English, asked by tanneeruvinoothna, 7 months ago

explain Ulysses poem​

Answers

Answered by intelligentmind67
4

Answer:

Ulysses is the latinised version of the Greek mythological hero Odysseus, king of Ithaca, first recorded in Homer's classic poems the Iliad and its sequel the Odyssey, which tells of Odysseus's ten year journey home following the Trojan War.

Tennyson loved the Greek myths. Several poems of his are directly inspired by them, so his choice of Ulysses (Odysseus) is understandable. He also knew of Dante's Inferno canto 26 where Ulysses is found in hell, for his many sins. Virgil the Roman poet also used Ulysses in his epic poem the Aeneid.

So it is that Virgil, Dante and Tennyson chose the original Homeric Odysseus and in each case recast the character for their particular work. James Joyce the Irish novelist also got in on the act with his novel Ulysses published in 1922.

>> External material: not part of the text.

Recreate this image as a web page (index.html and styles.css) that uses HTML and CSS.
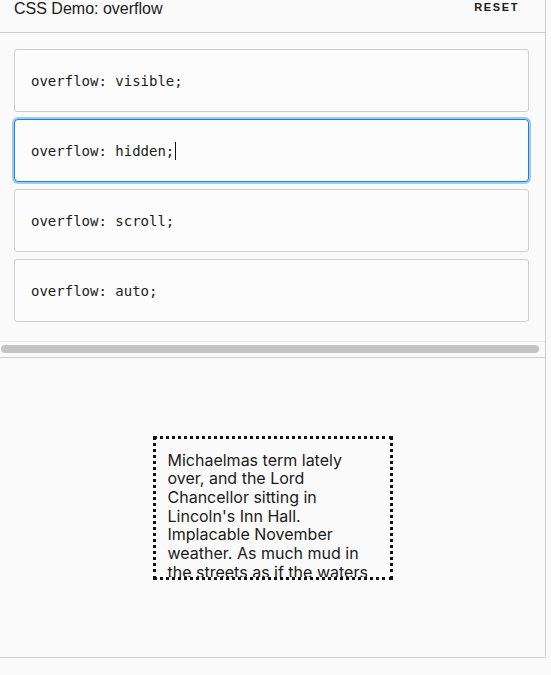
FILE: index.html
```html
<!DOCTYPE html>
<html>
<head>
<meta charset="utf-8">
<link rel="stylesheet" href="styles.css">
</head>
<body>
<div class="panel">
  <header class="header">
    <span class="title">CSS Demo: overflow</span>
    <span class="reset">RESET</span>
  </header>
  <section class="editor">
    <div class="choice"><code>overflow: visible;</code></div>
    <div class="choice active"><code>overflow: hidden;</code><span class="caret"></span></div>
    <div class="choice"><code>overflow: scroll;</code></div>
    <div class="choice"><code>overflow: auto;</code></div>
  </section>
  <div class="hscroll"><div class="thumb"></div></div>
  <section class="output">
    <div class="example">Michaelmas term lately over, and the Lord Chancellor sitting in Lincoln's Inn Hall. Implacable November weather. As much mud in the streets as if the waters had but newly retired from the face of the earth.</div>
  </section>
</div>
</body>
</html>
```

FILE: styles.css
```css
html, body {
  margin: 0;
  padding: 0;
  background: #fafafa;
}
body {
  width: 551px;
  height: 675px;
  overflow: hidden;
}
.panel {
  width: 545px;
  border-right: 1px solid #cdcdcd;
  border-bottom: 1px solid #cdcdcd;
  border-bottom-right-radius: 2px;
  background: #fafafa;
}
.header {
  height: 33px;
  box-sizing: border-box;
  border-bottom: 1px solid #cdcdcd;
  display: flex;
  justify-content: space-between;
  align-items: flex-start;
  padding: 0 26px 0 14px;
}
.title {
  font-family: "Liberation Sans", Arial, sans-serif;
  font-size: 16px;
  line-height: 18px;
  color: #1b1b1b;
  margin-top: 0px;
}
.reset {
  font-family: "Liberation Sans", Arial, sans-serif;
  font-weight: bold;
  font-size: 11px;
  letter-spacing: 1.6px;
  color: #1b1b1b;
  margin-top: 1px;
}
.editor {
  padding: 16px 16px 19px 14px;
  display: flex;
  flex-direction: column;
  gap: 7px;
  border-bottom: 1px solid #e4e4e4;
}
.choice {
  height: 63px;
  box-sizing: border-box;
  border: 1px solid #cfcfcf;
  border-radius: 3px;
  background: #fcfcfc;
  display: flex;
  align-items: center;
  padding-left: 16px;
}
.choice code {
  font-family: "DejaVu Sans Mono", monospace;
  font-size: 14px;
  color: #1b1b1b;
}
.choice.active {
  border-color: #1f80e0;
  box-shadow: 0 0 0 2px #9ccdf7;
  border-radius: 4px;
}
.caret {
  display: inline-block;
  width: 1px;
  height: 18px;
  background: #111;
  margin-left: 1px;
}
.hscroll {
  height: 16px;
  box-sizing: border-box;
  padding: 3px 6px 0 1px;
  border-bottom: 1px solid #cdcdcd;
}
.thumb {
  height: 8px;
  border-radius: 4px;
  background: #c4c4c4;
}
.output {
  height: 299px;
  display: flex;
  align-items: center;
  justify-content: center;
}
.example {
  width: 240px;
  height: 144px;
  box-sizing: border-box;
  border: 3px dotted #111;
  padding: 12px;
  overflow: hidden;
  font-family: Inter, "Noto Sans", sans-serif;
  font-size: 16px;
  line-height: 18.7px;
  color: #1b1b1b;
  text-align: left;
}
```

Tennyson's Ulysses finds himself idle and restless at home after years of exploration and adventure. He tells himself :

How dull it is to pause, to make an end,

To rust unburnished, not to shine in use!

Three Stages in Ulysses

1. The poem begins with Ulysses admitting that his life is a monotony despite him being king. All he does is waste his time with a people who don't know him. His wife is old, he doesn't even mention her name. (lines 1 - 5)

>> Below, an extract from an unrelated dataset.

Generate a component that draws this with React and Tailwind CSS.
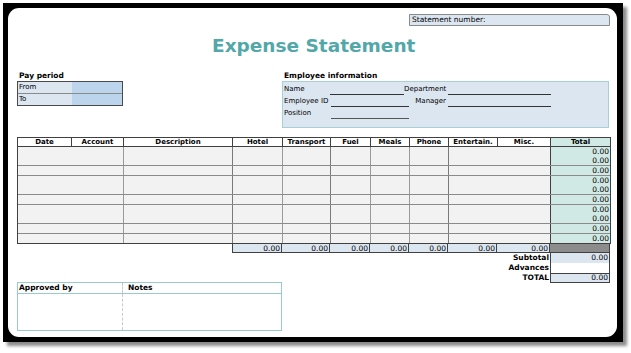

Ulysses looks back to better days when he truly lived and travelled the world. He yearns for more adventure and 'to follow knowledge' (lines 6 - 32)

Ulysses rejects the status quo.

2. He knows his son Telemachus will take over the kingdom and run it well when Ulysses has gone. (lines 33 - 43).

Abdicates responsibility.

3. Ulysses addresses his mariners and prepares them for the journey of all journeys, 'beyond the sunset', to seek and find and not to yield. (lines 44 - 70).

Prepares for the final journey.

The poem was written in 1833 and published in Poems in 1842. Some publications have the poem split into four stanzas but in the original book (and Tennyson's personal notebook) the poem is one long stanza, with indentations at lines 33 and 44.